There is no such thing as plain text: not as a means of communication. Writing is for a purpose (however lofty or mundane). Conventions such as chapters, paragraphs and even things like margins, spacing and typefaces are integral to our experience when we are reading or writing. Putting a text into courier, with no paragraph spacing or indents and strictly left-aligned is presenting it. The medium is the message and pretending that they exist in isolation is not right.

At the same time, plain text purists are right that text and its presentation are not the same thing and it is important to handle each of them consciously and thoughtfully. The structure and organisation of our writing, and its presentation, is part of its meaning, but much presentation can be changed and writing can be repurposed flexibly without losing information.

Similarly, neither developer is perfect. Adopting their particular approaches has benefits and downsides, as does the way in which they do their development. I find neither company is particularly responsive to the needs of their users, but I am willing to buy and rent their software because it helps me do what I want to do.

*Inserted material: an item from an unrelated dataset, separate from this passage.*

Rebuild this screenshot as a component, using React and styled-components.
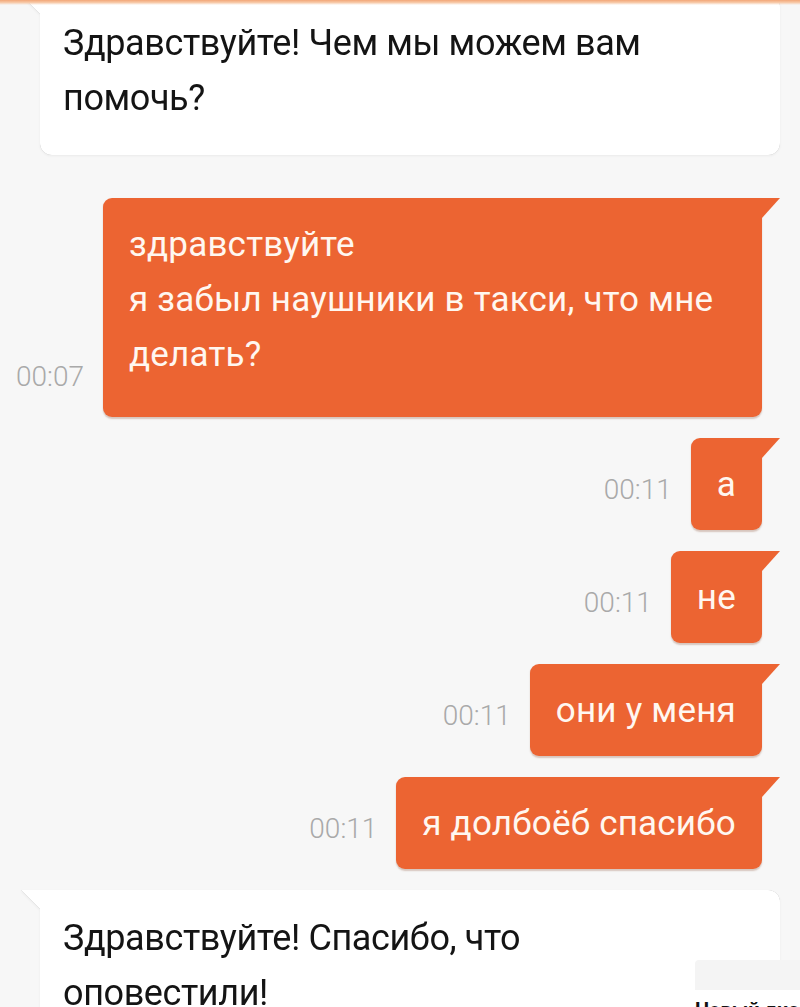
import React from "react";
import styled, { createGlobalStyle } from "styled-components";

const GlobalStyle = createGlobalStyle`
  html, body { margin: 0; padding: 0; background: #f7f7f7; }
  body { font-family: Roboto, "Noto Sans", Arial, sans-serif; overflow: hidden; }
`;

const ORANGE = "#ec6432";

const Screen = styled.div`
  position: relative;
  width: 800px;
  height: 1007px;
  overflow: hidden;
  background: #f7f7f7;
`;

const TopEdge = styled.div`
  position: absolute;
  top: 0;
  left: 0;
  right: 0;
  height: 5px;
  background: linear-gradient(to bottom, #f3a677 0%, #f7c9a8 50%, rgba(247, 247, 247, 0) 100%);
  z-index: 2;
`;

const Thread = styled.div`
  display: flex;
  flex-direction: column;
  gap: 21px;
`;

const Incoming = styled.div`
  position: relative;
  margin: ${(p) => p.$top}px 20px 0 40px;
  padding: 21px 100px 29px 23px;
  background: #ffffff;
  border-radius: 0 12px 12px 12px;
  filter: drop-shadow(0 0 0.6px rgba(0, 0, 0, 0.28)) drop-shadow(0 1px 1px rgba(0, 0, 0, 0.05));
  font-size: 36px;
  line-height: 55px;
  color: #141414;
  letter-spacing: -0.4px;

  &::before {
    content: "";
    position: absolute;
    top: 0;
    left: -19px;
    width: 20px;
    height: 20px;
    background: #ffffff;
    clip-path: polygon(0 0, 100% 0, 100% 100%);
  }
`;

const OutRow = styled.div`
  display: flex;
  justify-content: flex-end;
  align-items: flex-end;
  gap: 19px;
  padding: 0 38px 0 16px;
  margin-top: ${(p) => p.$top || 0}px;
`;

const Time = styled.span`
  flex: none;
  margin-bottom: 27px;
  font-size: 28px;
  line-height: 26px;
  font-weight: 300;
  color: #a9a9a9;
`;

const OutBubble = styled.div`
  position: relative;
  max-width: 660px;
  box-sizing: border-box;
  padding: 19px 26px ${(p) => p.$bottom}px 26px;
  background: ${ORANGE};
  color: #fff7f0;
  border-radius: 9px 0 9px 9px;
  box-shadow: 0 1.5px 1.5px rgba(120, 50, 20, 0.25);
  font-size: 35px;
  line-height: 55px;
  letter-spacing: 0.2px;

  &::after {
    content: "";
    position: absolute;
    top: 0;
    right: -18px;
    width: 18px;
    height: 20px;
    background: ${ORANGE};
    clip-path: polygon(0 0, 100% 0, 0 100%);
  }
`;

const Hint = styled.div`
  position: absolute;
  right: 0;
  bottom: 0;
  width: 105px;
  height: 47px;
  background: #ffffff;
  border-top-left-radius: 4px;
  overflow: hidden;
  z-index: 2;
`;

const HintShade = styled.div`
  height: 30px;
  background: #f4f4f4;
`;

const HintText = styled.div`
  margin-top: 10px;
  font-size: 20px;
  line-height: 20px;
  font-weight: 700;
  color: #111;
  white-space: nowrap;
`;

const outgoing = [
  { time: "00:11", text: "а" },
  { time: "00:11", text: "не" },
  { time: "00:11", text: "они у меня" },
  { time: "00:11", text: "я долбоёб спасибо" },
];

export default function App() {
  return (
    <Screen>
      <GlobalStyle />
      <TopEdge />
      <Thread>
        <Incoming $top={-5}>Здравствуйте! Чем мы можем вам помочь?</Incoming>
        <OutRow $top={22}>
          <Time>00:07</Time>
          <OutBubble $bottom={35}>
            здравствуйте
            <br />я забыл наушники в такси, что мне делать?
          </OutBubble>
        </OutRow>
        {outgoing.map((m, i) => (
          <OutRow key={i}>
            <Time>{m.time}</Time>
            <OutBubble $bottom={18}>{m.text}</OutBubble>
          </OutRow>
        ))}
        <Incoming $top={0}>Здравствуйте! Спасибо, что оповестили!</Incoming>
      </Thread>
      <Hint>
        <HintShade />
        <HintText>Новый диалог</HintText>
      </Hint>
    </Screen>
  );
}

I can understand why people want to make a choice. There is only so much time, money and learning you can afford to invest into software and trying to use two different apps for the same area of your work and interest may be too much. I’d love Scrivener to be more like Ulysses and vice versa so I could use one or the other exclusively. Maybe there’s someone now working on something much better than both, which might become my single writing system. Until that happens I am happy to use two apps, for overlapping but distinct writing tasks.

I will try to stay out of the Holy Wars and live at peace with both.